As with most jokes, Mankoff adds, "it's about something bad." He cites a theory of humor called "benign violation," and says, "We shouldn't think bad things are good things, but we're laughing at this jester essentially being tortured. Why? Because he's not being tortured. It's make-believe. In the fantasy world of humor, we laugh at things that in the real world would be unpleasant."

Mankoff sees humor as "a coping mechanism," which helps explain why many New Yorker cartoons are "about the grim reaper or illness or marriages gone terribly bad. There are no cartoons about marriages gone terribly good."

One-two punch line

Mankoff wasn't at Woodstock in 1969 (at the time he was a social worker and a graduate student in experimental psychology) but says that by 1979, when this cartoon appeared in The New Yorker, "93% of the population claimed they were at Woodstock."

Even if he missed all three days of peace and love, he says, "I was counter-cultural, with the hair and the attitude and all of that." But a decade later, he imagined a Woodstock reunion where everyone is dressed up. "They've become yuppies."

The cartoon is a "mash-up. The first element is surprise. In humor, you need surprise or it's not going to be funny. You also have some sarcasm here. When you look at these people, we're making fun of them."

For the joke to work, "it has to happen in half-a-second." Usually, it's the caption that supplies the punch line. But in this case, no caption is needed. "The title above (Woodstock Reunion) is the set-up. We don't know what this picture is about until we see the title. It's kind of like a one-two punch."

Gallows humor

Roz Chast's 1993 cartoon is an "example of identification humor."

Mankoff says, "We understand there's truth here" in a man reading an obituary page with headlines that read: "Two years younger than you," "Exactly your age" and "Five years your senior."

"When we read the obituary page and see someone our age, it sends a shiver through us," Mankoff says. "So, it's sarcasm about our own narcissism."

The New Yorker's cartoons often mock "our foibles and weaknesses. They're not for things that deserve imprisonment. They're not a counter-force against criminality. They are a slight corrective against our weaknesses. The cartoons often mock the very class that's reading them."

And as for younger readers who might miss Chast's joke, Mankoff says, "If they don't get it, I say, 'Give it time.' "

Stereotypes for laughs

New Yorker cartoonist Bruce Eric Kaplan, who signs his cartoons BEK, is famous in some circles for writing the 1998 episode of Seinfeld that revolved around an imaginary New Yorker cartoon that Elaine couldn't understand.

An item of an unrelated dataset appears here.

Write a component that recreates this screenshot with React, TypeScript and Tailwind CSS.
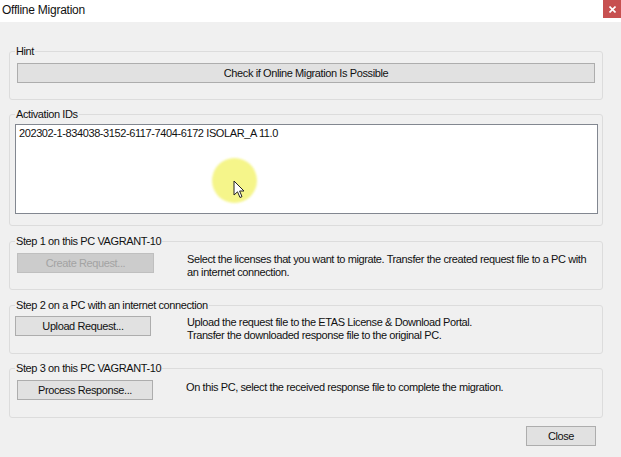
import React from 'react';

const font = { fontFamily: '"Liberation Sans", Arial, sans-serif' };

function GroupBox({ title, outer, className, children }: { title: string; outer?: string; className?: string; children: React.ReactNode }) {
    return (
        <fieldset className={`ml-[9px] w-[594px] border border-[#dcdcdc] rounded-[3px] ${outer ?? ''}`}>
            <legend className="ml-[5px] px-[1px] text-[11px] leading-[13px] tracking-[-0.4px] text-[#111]">{title}</legend>
            <div className={className}>{children}</div>
        </fieldset>
    );
}

function WinButton({ label, disabled, className }: { label: string; disabled?: boolean; className?: string }) {
    return (
        <button
            disabled={disabled}
            className={`h-[20px] shrink-0 border text-[11px] leading-[18px] tracking-[-0.4px] ${
                disabled ? 'bg-[#cccccc] border-[#bfbfbf] text-[#a3a3a3]' : 'bg-[#e1e1e1] border-[#adadad] text-[#111]'
            } ${className ?? ''}`}
        >
            {label}
        </button>
    );
}

export default function App() {
    return (
        <div className="relative w-[621px] h-[457px] overflow-hidden bg-[#f0f0f0]" style={font}>
            {/* Title bar */}
            <div className="flex h-[22px] items-start justify-between bg-white">
                <span className="pl-[2px] pt-[3px] text-[12px] leading-[14px] tracking-[-0.25px] text-[#111]">Offline Migration</span>
                <div className="flex h-[18px] w-[18px] items-center justify-center bg-[#c75050]">
                    <svg width="7" height="7" viewBox="0 0 7 7">
                        <path d="M0.5 0.5 L6.5 6.5 M6.5 0.5 L0.5 6.5" stroke="white" strokeWidth="1.6" />
                    </svg>
                </div>
            </div>

            <div className="flex flex-col pt-[23px]">
                {/* Hint */}
                <GroupBox title="Hint" className="px-[7px] pb-[15px]">
                    <WinButton label="Check if Online Migration Is Possible" className="mt-[5px] w-full bg-[#dcdcdc]" />
                </GroupBox>

                {/* Activation IDs */}
                <GroupBox title="Activation IDs" outer="mt-[8px]" className="pl-[5px] pr-[4px] pb-[11px]">
                    <div className="mt-[3px] h-[90px] border border-[#828790] bg-white px-[3px] pt-[2px] text-[11px] leading-[13px] tracking-[-0.4px] text-[#111]">
                        202302-1-834038-3152-6117-7404-6172 ISOLAR_A 11.0
                    </div>
                </GroupBox>

                {/* Step 1 */}
                <GroupBox title="Step 1 on this PC VAGRANT-10" outer="mt-[9px]" className="pl-[7px] pb-[16px]">
                    <div className="mt-[5px] flex h-[20px] items-start">
                        <WinButton label="Create Request..." disabled className="w-[137px]" />
                        <p className="ml-[33px] text-[11px] leading-[13px] tracking-[-0.4px] text-[#111]">
                            Select the licenses that you want to migrate. Transfer the created request file to a PC with
                            <br />
                            an internet connection.
                        </p>
                    </div>
                </GroupBox>

                {/* Step 2 */}
                <GroupBox title="Step 2 on a PC with an internet connection" outer="mt-[9px]" className="pl-[5px] pb-[17px]">
                    <div className="mt-[4px] flex h-[20px] items-start">
                        <WinButton label="Upload Request..." className="w-[136px]" />
                        <p className="ml-[36px] text-[11px] leading-[13px] tracking-[-0.4px] text-[#111]">
                            Upload the request file to the ETAS License &amp; Download Portal.
                            <br />
                            Transfer the downloaded response file to the original PC.
                        </p>
                    </div>
                </GroupBox>

                {/* Step 3 */}
                <GroupBox title="Step 3 on this PC VAGRANT-10" outer="mt-[8px]" className="pl-[7px] pb-[17px]">
                    <div className="mt-[5px] flex h-[20px] items-start">
                        <WinButton label="Process Response..." className="w-[136px]" />
                        <p className="ml-[33px] pt-[1px] text-[11px] leading-[13px] tracking-[-0.4px] text-[#111]">
                            On this PC, select the received response file to complete the migration.
                        </p>
                    </div>
                </GroupBox>

                <div className="mt-[8px] flex w-[603px] justify-end pr-[7px]">
                    <WinButton label="Close" className="w-[70px]" />
                </div>
            </div>

            {/* cursor highlight */}
            <div className="absolute left-[212px] top-[158px] h-[45px] w-[45px] rounded-full bg-[#f5f58a] blur-[1px]" />
            <svg className="absolute left-[233px] top-[180px]" width="12" height="19" viewBox="0 0 12 19">
                <path d="M1 1 L1 15 L4.5 11.8 L7 17.5 L9 16.6 L6.6 11 L11 11 Z" fill="white" stroke="#222" strokeWidth="1" strokeLinejoin="round" />
            </svg>
        </div>
    );
}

In his stark style, Kaplan pokes fun at a man's failure to communicate with a woman. Or, as Mankoff describes it, "another cartoon with truth in it that thrives on conflict."

"The man in the cartoon is not caring in the way the woman in the cartoon wants him to care. He's in a position of so many men — trying to figure out what's going on in a woman's mind. …He's doing the best he can, but failing horribly."

The caption is complicated: "You almost can't follow its twists and turns, but as a metaphor, it shows the twists and turns that the man is going through."

And yes, it's based on a stereotypes, "but all humor is based on stereotypes," Mankoff says. "In this case, men are unfeeling oafs and women are overly complicated in their thought processes. But what's really nice is that the caption itself parallels the whole idea behind the cartoon."

Element of surprise

Mankoff calls Alex Gregory's 2003 cartoon mocking vegetarians a "perfect triple."

"It delivers a surprise with two things followed by a contradiction: The first two things are good reasons (to be a vegetarian): health and moral choice – and then comes the surprise, when she says, 'just to annoy people.' "

Mankoff says, "It wouldn't work if the woman in the cartoon had first said, 'I'm a vegetarian to annoy people.' If the punch line came at the beginning, there would be no misdirection."

He cites the reason the joke works: "Vegetarianism may stand in for everyone's dietary obsessions and concerns. To have a Thanksgiving dinner that satisfies everyone now, you might have to prepare 13 meals."